En outre, les fonds les plus grands et les plus liquides seront privilégiés, ce qui est visible dans le contexte actuel où l’on constate une importante prime à la liquidité. Les caisses de pension ne veulent pas se retrouver coincées avec leurs parts de fonds immobiliers comme cela avait été le cas fin des années 1990.

Depuis le début de la hausse des taux, ces deux dernières années, les agios sont passés de plus de 40 % à presque zéro aujourd’hui. La correction est terminée ?

Clairement les investisseurs ont fait leur travail, en se concentrant sur quelques fonds qui ont leur confiance, et en délaissant les autres. Si vous examinez le marché, vous constatez que plus de la moitié des fonds ont actuellement un disagio, et que tous les parcs d'immobilier commercial sont fortement sanctionnés. Quant à savoir si, au niveau actuel, on a retrouvé un équilibre, c'est difficile à dire car les volumes de transaction sont vraiment faibles. Ce qui est sûr, c’est que la vie des fonds sera moins facile, et il n'y aura plus de la place pour tout le monde. 

Au final, vous pensez que de nombreux fonds immobiliers vont disparaître ?
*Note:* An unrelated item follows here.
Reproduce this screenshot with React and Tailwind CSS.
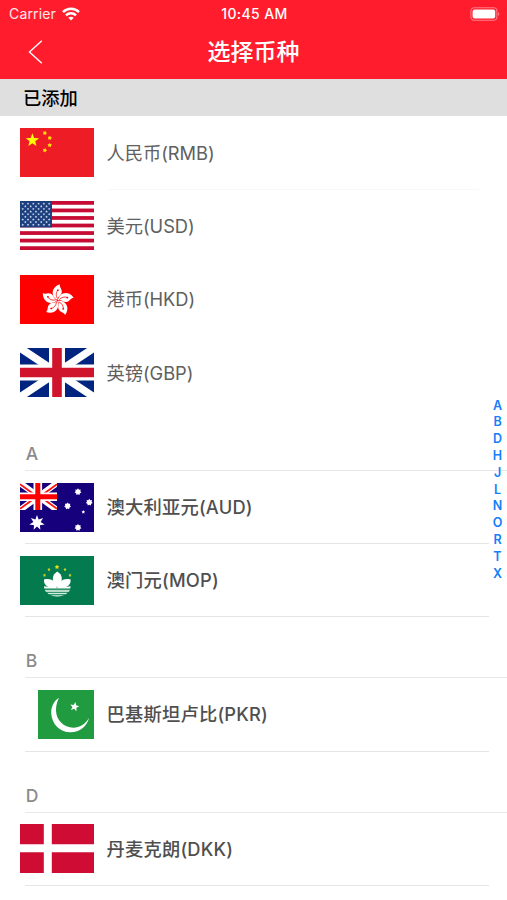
import React from "react";

const starPoints = (cx, cy, r, n = 5, inner = 0.4, rot = 0) =>
  Array.from({ length: n * 2 }, (_, i) => {
    const a = -Math.PI / 2 + rot + (i * Math.PI) / n;
    const d = i % 2 ? r * inner : r;
    return `${(cx + d * Math.cos(a)).toFixed(2)},${(cy + d * Math.sin(a)).toFixed(2)}`;
  }).join(" ");

const Star = ({ x, y, r, n, inner, rot, fill = "#fff" }) => (
  <polygon points={starPoints(x, y, r, n, inner, rot)} fill={fill} />
);

function China() {
  return (
    <>
      <rect width="74" height="49" fill="#ee1c25" />
      <Star x={12.4} y={12.3} r={7} inner={0.42} fill="#ffff00" />
      <Star x={24.8} y={5} r={2.3} rot={0.4} inner={0.6} fill="#ffde00" />
      <Star x={29.7} y={10} r={2.3} rot={0.2} inner={0.6} fill="#ffde00" />
      <Star x={29.7} y={17.2} r={2.3} inner={0.6} fill="#ffde00" />
      <Star x={24.8} y={22.3} r={2.3} rot={0.4} inner={0.6} fill="#ffde00" />
    </>
  );
}

function Usa() {
  const stars = [];
  for (let r = 0; r < 9; r++) {
    for (let c = 0; c < (r % 2 ? 5 : 6); c++) {
      stars.push(<Star key={`${r}-${c}`} x={2.7 + c * 5.3 + (r % 2 ? 2.65 : 0)} y={2.7 + r * 2.63} r={1.3} inner={0.5} fill="#d5dceb" />);
    }
  }
  return (
    <>
      <rect width="74" height="49" fill="#fff" />
      {[0, 1, 2, 3, 4, 5, 6].map((i) => (
        <rect key={i} y={i * 7.54} width="74" height="3.77" fill="#c60c35" />
      ))}
      <rect width="32" height="26.4" fill="#1c3f80" />
      {stars}
    </>
  );
}

function HongKong() {
  return (
    <>
      <rect width="74" height="49" fill="#ff0000" />
      {[0, 72, 144, 216, 288].map((a) => (
        <g key={a} transform={`translate(37.5 25.4) rotate(${a})`}>
          <path d="M0 -0.5C-7 -4 -6.6 -13.4 2.4 -16.2C1.6 -13 4.9 -11.6 4.2 -7.8C3.6 -4.6 .2 -4.2 0 -.5Z" fill="#fff" />
          <path d="M-.2 -2C-2 -5 -1.4 -7.8 .2 -10.4" fill="none" stroke="#ff0000" strokeWidth=".7" />
          <circle cx=".4" cy="-10.2" r=".9" fill="#ff0000" />
        </g>
      ))}
    </>
  );
}

function Britain() {
  return (
    <>
      <rect width="74" height="49" fill="#012480" />
      <path d="M0 0L74 49M74 0L0 49" stroke="#fff" strokeWidth="7.6" />
      <path d="M37 0V49M0 24.5H74" stroke="#fff" strokeWidth="16" />
      <path d="M37 0V49M0 24.5H74" stroke="#d0142c" strokeWidth="9.6" />
    </>
  );
}

function Australia() {
  return (
    <>
      <rect width="74" height="49" fill="#16007c" />
      <svg width="37" height="27" viewBox="0 0 37 27">
        <path d="M0 0L37 27M37 0L0 27" stroke="#fff" strokeWidth="6" />
        <path d="M0 1.2L17 13.5M20 13.5L37 25.8M37 1.2L20 13.5M17 13.5L0 25.8" stroke="#ff1010" strokeWidth="1.9" />
        <path d="M17.8 0V27M0 13.8H37" stroke="#fff" strokeWidth="8.6" />
        <path d="M17.8 0V27M0 13.8H37" stroke="#ff0000" strokeWidth="5" />
      </svg>
      <Star x={17} y={39.8} r={7.8} n={7} inner={0.48} />
      <Star x={58} y={8.8} r={3.5} n={7} inner={0.68} />
      <Star x={47.6} y={23} r={3.5} n={7} inner={0.68} />
      <Star x={69.3} y={19.3} r={3.5} n={7} inner={0.68} />
      <Star x={63.3} y={29} r={2} inner={0.5} />
      <Star x={58} y={44.5} r={3.5} n={7} inner={0.68} />
    </>
  );
}

function Macau() {
  return (
    <>
      <rect width="74" height="49" fill="#037b4e" />
      <Star x={37} y={11} r={2.4} inner={0.55} fill="#e6dc18" />
      <Star x={29} y={13.5} r={1.7} inner={0.55} fill="#c9d321" />
      <Star x={45} y={13.5} r={1.7} inner={0.55} fill="#c9d321" />
      <Star x={24.5} y={19.3} r={1.7} inner={0.55} fill="#c9d321" />
      <Star x={50} y={19.3} r={1.7} inner={0.55} fill="#c9d321" />
      <path d="M37.3 15.5C42.8 19 42.6 24 40.2 28L37.3 32L34.5 28C32 24 31.8 19 37.3 15.5Z" fill="#fff" />
      <path d="M36.8 32C27 32.4 23.5 28.5 24 23.4C30 21.8 36 24 36.8 32Z" fill="#fff" />
      <path d="M37.8 32C47.6 32.4 51 28.5 50.6 23.4C44.6 21.8 38.6 24 37.8 32Z" fill="#fff" />
      <path d="M24 30.2C29 31.2 33 31 37.3 32C41.6 31 46 31.2 50.6 30.2L50.3 32.6H24.3Z" fill="#fff" />
      <path d="M24.8 33.8H49.9C49.6 34.7 49.2 35.4 48.7 36H26C25.4 35.4 25 34.7 24.8 33.8Z" fill="#b7ddca" />
      <path d="M27 36.8H47.7L45.8 38.3H28.9Z" fill="#d5ece1" />
      <path d="M30.4 39H44.2Q37.3 42.3 30.4 39Z" fill="#a5d2bd" />
    </>
  );
}

function Pakistan() {
  return (
    <>
      <rect width="18" height="49" fill="#fff" />
      <rect x="18" width="56" height="49" fill="#219b40" />
      <path d="M39 7.7C34 11 31 16.5 31.2 23C31.6 34 40 42.5 50.5 42.3C59.5 42.1 67 36.5 69 28C65 34.5 59.5 37.7 53.5 37.7C43.5 37.5 36.2 30 36 20.5C35.9 16 37 11.5 39 7.7Z" fill="#fff" />
      <Star x={54.5} y={16.8} r={4.8} rot={0.2} inner={0.44} />
    </>
  );
}

function Denmark() {
  return (
    <>
      <rect width="74" height="49" fill="#ce0c34" />
      <path d="M27.8 0V49M0 24.3H74" stroke="#fff" strokeWidth="8" />
    </>
  );
}

function Row({ flag: Flag, name, strong }) {
  return (
    <div className="flex h-full items-center gap-[12.5px] pl-5">
      <svg className="h-[49px] w-[74px] shrink-0" viewBox="0 0 74 49">
        <Flag />
      </svg>
      <span
        className={`text-[18.3px] leading-6 whitespace-nowrap ${
          strong ? "font-medium tracking-[0.2px] text-[#4f4f4f]" : "font-normal tracking-[-0.05px] text-[#606060]"
        }`}
      >
        {name}
      </span>
    </div>
  );
}

const added = [
  [China, "人民币(RMB)"],
  [Usa, "美元(USD)"],
  [HongKong, "港币(HKD)"],
  [Britain, "英镑(GBP)"],
];

const sections = [
  { letter: "A", rows: [[Australia, "澳大利亚元(AUD)"], [Macau, "澳门元(MOP)"]] },
  { letter: "B", rows: [[Pakistan, "巴基斯坦卢比(PKR)"]] },
  { letter: "D", rows: [[Denmark, "丹麦克朗(DKK)"]] },
];

export default function App() {
  return (
    <div className="relative flex h-[900px] w-[507px] flex-col overflow-hidden bg-white font-['Inter','Noto_Sans_CJK_SC',sans-serif]">
      <header className="h-[79px] shrink-0 bg-[#ff1d2d] text-white">
        <div className="grid h-[27px] grid-cols-3 items-center pr-[7px] pl-[9px] text-[13.5px] leading-none">
          <div className="flex items-center gap-[6px]">
            <span className="text-[14px] tracking-[0.15px] text-white/90">Carrier</span>
            <svg className="h-[14px] w-[18px]" viewBox="0 0 18 14" fill="none" stroke="#fff" strokeWidth="2.5">
              <path d="M1 5.2C5.5 .7 12.5 .7 17 5.2" />
              <path d="M4 8.3C6.8 5.5 11.2 5.5 14 8.3" />
              <path d="M9 13.6L6.3 10.8Q9 8.5 11.7 10.8Z" fill="#fff" stroke="none" />
            </svg>
          </div>
          <span className="pt-px text-center text-[14px] font-medium tracking-[0.4px]">10:45 AM</span>
          <svg className="h-[14px] w-[30px] justify-self-end" viewBox="0 0 30 14">
            <rect x=".9" y=".7" width="26" height="12.6" rx="3.5" fill="none" stroke="#ff7c87" strokeWidth="1.1" />
            <rect x="2.6" y="2.4" width="22.6" height="9.2" rx="2" fill="#fff" />
            <path d="M28.2 5Q30.4 7 28.2 9Z" fill="#ff8a93" />
          </svg>
        </div>
        <div className="grid h-[50px] grid-cols-[60px_1fr_60px] items-center">
          <svg className="ml-7 h-6 w-[15px]" viewBox="0 0 15 24" fill="none" stroke="#fff" strokeWidth="1.4">
            <path d="M13.8 .8L1.5 12L13.8 23.2" />
          </svg>
          <h1 className="text-center text-[23px] leading-none font-medium">选择币种</h1>
        </div>
      </header>

      <h2 className="flex h-[37px] shrink-0 items-center bg-[#dfdfdf] pt-[2px] pl-[23px] text-[18.3px] leading-none font-medium text-black">
        已添加
      </h2>

      <div className="shrink-0">
        {added.map(([flag, name], i) => (
          <div key={name} className="h-[73.33px]">
            <Row flag={flag} name={name} />
            {i === 0 && <div className="mr-7 ml-[107px] h-px bg-[#f8f8f8]" />}
          </div>
        ))}
      </div>

      <div className="shrink-0 pt-[17.7px]">
        {sections.map(({ letter, rows }) => (
          <section key={letter}>
            <div className="h-[44px] border-b border-[#e8e8e8] ml-[25px] pt-[15px]">
              <h3 className="pl-[0.7px] text-[17.5px] leading-6 font-medium text-[#8b8b8b]">{letter}</h3>
            </div>
            {rows.map(([flag, name]) => (
              <div key={name} className="flex h-[73.2px] flex-col">
                <div className="min-h-0 flex-1">
                  <Row flag={flag} name={name} strong />
                </div>
                <div className="mr-[18px] ml-[25px] h-px shrink-0 bg-[#e6e6e6]" />
              </div>
            ))}
            <div className="h-[17px]" />
          </section>
        ))}
      </div>

      <nav className="absolute top-[397.6px] right-[2px] flex w-[15px] flex-col text-center text-[12.5px] leading-[16.8px] font-semibold text-[#147efb]">
        {"ABDHJLNORTX".split("").map((c) => (
          <span key={c}>{c}</span>
        ))}
      </nav>
    </div>
  );
}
Il est évident qu'il y aura une phase de consolidation ces prochaines années. Mais la grande force de ce marché, c’est qu’aujourd’hui les titres immobiliers sont devenus une classe d’actif à part entière dans la grande majorité des banques et des caisses de pension en Suisse. Et ceci change radicalement la situation par rapport à mes débuts dans ce métier, il y a 25 ans. Donc, le secteur ne va pas disparaître, il est solide, les caisses de pension investissent sur le très long terme. Il n'empêche, pour les fonds, la situation est difficile. Mais, je suis optimiste, il y a des solutions, il faut simplement être créatif.